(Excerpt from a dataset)

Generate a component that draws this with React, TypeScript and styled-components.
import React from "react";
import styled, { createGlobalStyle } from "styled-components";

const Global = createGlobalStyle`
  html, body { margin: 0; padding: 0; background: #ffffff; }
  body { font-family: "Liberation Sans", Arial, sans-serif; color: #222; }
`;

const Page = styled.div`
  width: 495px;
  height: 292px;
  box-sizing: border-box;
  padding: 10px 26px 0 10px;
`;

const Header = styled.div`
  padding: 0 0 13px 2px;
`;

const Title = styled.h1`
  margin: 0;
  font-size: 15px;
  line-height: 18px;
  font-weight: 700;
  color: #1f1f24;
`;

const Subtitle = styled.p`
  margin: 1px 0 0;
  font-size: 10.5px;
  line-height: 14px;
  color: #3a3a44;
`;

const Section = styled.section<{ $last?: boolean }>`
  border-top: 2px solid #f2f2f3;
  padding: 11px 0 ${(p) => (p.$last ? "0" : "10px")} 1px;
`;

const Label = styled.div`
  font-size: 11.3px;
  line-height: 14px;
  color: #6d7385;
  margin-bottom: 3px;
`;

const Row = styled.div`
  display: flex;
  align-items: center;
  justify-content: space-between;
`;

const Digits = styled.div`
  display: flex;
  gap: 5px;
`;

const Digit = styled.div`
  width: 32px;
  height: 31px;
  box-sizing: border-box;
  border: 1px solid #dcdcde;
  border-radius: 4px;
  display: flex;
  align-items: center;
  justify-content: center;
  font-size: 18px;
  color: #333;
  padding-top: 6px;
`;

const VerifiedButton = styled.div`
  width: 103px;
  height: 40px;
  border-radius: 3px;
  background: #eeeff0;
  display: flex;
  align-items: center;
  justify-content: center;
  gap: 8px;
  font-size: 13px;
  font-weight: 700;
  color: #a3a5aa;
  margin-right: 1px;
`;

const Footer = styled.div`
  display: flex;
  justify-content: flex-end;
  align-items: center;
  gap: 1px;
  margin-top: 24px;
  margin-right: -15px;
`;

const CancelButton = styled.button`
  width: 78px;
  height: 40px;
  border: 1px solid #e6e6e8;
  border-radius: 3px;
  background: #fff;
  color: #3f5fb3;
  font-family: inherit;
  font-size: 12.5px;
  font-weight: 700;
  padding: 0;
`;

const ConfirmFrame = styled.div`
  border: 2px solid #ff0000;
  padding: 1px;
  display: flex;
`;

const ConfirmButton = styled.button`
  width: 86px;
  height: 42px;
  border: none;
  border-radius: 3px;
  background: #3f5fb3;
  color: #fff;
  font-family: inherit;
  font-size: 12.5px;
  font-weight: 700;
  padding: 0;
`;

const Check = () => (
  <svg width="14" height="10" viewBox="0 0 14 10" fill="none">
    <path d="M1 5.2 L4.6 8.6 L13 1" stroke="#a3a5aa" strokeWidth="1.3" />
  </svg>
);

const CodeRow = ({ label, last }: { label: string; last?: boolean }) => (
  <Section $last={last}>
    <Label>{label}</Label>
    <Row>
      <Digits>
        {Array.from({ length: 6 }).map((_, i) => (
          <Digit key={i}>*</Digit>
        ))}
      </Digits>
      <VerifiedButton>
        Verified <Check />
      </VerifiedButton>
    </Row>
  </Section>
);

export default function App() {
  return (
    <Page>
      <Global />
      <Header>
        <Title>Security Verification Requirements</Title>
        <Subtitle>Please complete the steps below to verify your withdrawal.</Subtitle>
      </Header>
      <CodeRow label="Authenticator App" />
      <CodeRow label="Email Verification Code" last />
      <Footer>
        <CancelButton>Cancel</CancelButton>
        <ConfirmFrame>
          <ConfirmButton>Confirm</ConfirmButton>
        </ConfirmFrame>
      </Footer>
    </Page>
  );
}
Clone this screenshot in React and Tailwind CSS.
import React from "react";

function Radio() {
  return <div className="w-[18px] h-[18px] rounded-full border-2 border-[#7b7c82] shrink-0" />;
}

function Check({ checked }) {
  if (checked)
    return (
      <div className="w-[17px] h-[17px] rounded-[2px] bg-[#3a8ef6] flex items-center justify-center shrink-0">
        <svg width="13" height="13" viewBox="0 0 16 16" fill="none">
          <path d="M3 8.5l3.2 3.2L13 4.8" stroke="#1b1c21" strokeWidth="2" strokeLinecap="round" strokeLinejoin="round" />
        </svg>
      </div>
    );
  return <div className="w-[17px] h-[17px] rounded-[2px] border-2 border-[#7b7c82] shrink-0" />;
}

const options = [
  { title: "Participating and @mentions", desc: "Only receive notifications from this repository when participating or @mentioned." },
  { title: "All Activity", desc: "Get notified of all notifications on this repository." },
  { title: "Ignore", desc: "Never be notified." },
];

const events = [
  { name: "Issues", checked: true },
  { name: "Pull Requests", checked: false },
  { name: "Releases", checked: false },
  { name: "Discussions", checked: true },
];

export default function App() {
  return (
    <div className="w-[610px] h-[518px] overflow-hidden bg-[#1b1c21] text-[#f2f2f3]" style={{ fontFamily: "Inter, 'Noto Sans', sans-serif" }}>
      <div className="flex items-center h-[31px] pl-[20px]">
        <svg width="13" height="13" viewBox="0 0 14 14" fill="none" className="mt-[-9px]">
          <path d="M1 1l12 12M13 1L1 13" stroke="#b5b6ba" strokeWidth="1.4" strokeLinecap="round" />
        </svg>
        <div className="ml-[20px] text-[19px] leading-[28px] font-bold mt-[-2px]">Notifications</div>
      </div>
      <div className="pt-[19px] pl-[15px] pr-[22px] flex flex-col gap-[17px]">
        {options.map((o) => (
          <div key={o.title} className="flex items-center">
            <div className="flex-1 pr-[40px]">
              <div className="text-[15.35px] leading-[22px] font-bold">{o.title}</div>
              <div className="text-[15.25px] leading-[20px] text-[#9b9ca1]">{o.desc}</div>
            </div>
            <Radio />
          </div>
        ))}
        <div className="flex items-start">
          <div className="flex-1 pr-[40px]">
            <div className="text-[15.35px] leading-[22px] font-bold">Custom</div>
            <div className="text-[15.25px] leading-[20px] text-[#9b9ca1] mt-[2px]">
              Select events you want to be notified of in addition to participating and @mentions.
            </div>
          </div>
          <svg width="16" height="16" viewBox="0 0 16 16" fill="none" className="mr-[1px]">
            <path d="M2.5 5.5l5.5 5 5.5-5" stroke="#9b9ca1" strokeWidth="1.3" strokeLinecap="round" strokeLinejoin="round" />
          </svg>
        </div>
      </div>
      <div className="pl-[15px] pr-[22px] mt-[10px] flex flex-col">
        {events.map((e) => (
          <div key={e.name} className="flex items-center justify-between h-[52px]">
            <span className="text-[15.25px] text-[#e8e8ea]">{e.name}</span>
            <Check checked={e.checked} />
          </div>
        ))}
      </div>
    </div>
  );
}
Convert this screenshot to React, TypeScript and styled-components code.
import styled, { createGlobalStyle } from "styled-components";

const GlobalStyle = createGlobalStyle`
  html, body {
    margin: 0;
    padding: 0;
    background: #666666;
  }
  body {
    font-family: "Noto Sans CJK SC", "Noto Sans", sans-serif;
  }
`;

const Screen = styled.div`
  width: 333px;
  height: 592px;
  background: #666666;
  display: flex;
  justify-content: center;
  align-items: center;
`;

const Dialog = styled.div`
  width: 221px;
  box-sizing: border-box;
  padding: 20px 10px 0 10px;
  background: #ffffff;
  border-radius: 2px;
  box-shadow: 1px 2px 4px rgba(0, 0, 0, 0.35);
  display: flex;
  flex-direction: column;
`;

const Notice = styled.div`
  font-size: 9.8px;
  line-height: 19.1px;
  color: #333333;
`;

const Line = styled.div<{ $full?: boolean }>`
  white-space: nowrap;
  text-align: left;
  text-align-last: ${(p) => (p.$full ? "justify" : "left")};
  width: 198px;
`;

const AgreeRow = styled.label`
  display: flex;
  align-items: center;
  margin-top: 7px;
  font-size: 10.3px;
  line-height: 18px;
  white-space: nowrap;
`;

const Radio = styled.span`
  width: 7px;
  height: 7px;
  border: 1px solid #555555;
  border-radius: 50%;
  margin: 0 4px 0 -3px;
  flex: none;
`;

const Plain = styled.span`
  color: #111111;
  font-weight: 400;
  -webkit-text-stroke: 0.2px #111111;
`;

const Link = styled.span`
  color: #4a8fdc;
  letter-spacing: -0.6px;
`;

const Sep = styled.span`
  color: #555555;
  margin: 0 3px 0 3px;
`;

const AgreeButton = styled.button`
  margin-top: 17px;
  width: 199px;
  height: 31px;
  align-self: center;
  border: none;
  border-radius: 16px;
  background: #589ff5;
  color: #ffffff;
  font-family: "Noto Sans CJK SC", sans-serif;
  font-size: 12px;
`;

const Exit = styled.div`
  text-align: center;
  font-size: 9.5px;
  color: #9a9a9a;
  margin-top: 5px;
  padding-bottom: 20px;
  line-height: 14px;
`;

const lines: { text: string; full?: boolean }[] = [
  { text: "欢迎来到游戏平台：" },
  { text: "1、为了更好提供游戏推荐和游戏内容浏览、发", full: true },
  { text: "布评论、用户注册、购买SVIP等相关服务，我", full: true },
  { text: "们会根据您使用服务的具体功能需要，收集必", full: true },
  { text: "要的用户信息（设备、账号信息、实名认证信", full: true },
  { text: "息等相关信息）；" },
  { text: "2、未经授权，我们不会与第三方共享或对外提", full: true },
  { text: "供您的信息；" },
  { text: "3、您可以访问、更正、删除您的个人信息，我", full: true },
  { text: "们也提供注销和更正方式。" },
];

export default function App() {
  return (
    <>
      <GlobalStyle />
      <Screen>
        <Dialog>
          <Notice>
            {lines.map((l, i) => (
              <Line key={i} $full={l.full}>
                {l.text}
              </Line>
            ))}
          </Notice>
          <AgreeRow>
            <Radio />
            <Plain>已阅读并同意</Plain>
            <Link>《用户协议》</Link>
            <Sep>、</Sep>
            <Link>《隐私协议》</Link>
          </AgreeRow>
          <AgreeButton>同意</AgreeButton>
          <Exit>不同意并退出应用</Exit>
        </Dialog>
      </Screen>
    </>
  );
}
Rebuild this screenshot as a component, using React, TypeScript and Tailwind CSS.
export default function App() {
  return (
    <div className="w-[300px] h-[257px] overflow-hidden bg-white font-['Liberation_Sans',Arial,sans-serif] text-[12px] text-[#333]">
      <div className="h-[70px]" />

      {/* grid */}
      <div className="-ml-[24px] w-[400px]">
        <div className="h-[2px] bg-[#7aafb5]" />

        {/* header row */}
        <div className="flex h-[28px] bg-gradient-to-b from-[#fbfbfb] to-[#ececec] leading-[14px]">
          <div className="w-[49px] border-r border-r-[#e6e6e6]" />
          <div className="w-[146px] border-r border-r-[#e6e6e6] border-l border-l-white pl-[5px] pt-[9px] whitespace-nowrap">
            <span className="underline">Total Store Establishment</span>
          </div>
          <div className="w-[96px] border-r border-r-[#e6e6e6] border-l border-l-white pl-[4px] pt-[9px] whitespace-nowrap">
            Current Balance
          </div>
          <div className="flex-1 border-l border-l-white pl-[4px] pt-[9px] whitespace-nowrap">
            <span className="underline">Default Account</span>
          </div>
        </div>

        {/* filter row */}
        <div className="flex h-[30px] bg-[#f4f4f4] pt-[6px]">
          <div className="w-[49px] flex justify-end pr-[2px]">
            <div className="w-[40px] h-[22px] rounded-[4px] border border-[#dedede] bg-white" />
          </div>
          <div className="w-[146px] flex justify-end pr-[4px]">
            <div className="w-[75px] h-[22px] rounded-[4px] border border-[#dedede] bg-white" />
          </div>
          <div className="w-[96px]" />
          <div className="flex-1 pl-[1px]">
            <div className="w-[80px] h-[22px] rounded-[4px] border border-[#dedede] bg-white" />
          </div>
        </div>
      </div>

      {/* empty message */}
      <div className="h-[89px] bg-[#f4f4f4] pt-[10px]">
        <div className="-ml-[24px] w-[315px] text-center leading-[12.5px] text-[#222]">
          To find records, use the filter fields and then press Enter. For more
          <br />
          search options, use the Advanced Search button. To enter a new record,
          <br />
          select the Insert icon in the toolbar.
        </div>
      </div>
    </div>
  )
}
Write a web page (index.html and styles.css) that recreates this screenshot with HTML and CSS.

• _Given exercise_: Your task is to collect every line above that contains the word "html".

• _Written answer_:
  html, body { margin: 0; padding: 0; background: #ffffff; }
  html, body {
Write a web page (index.html and styles.css) that recreates this screenshot with HTML and CSS.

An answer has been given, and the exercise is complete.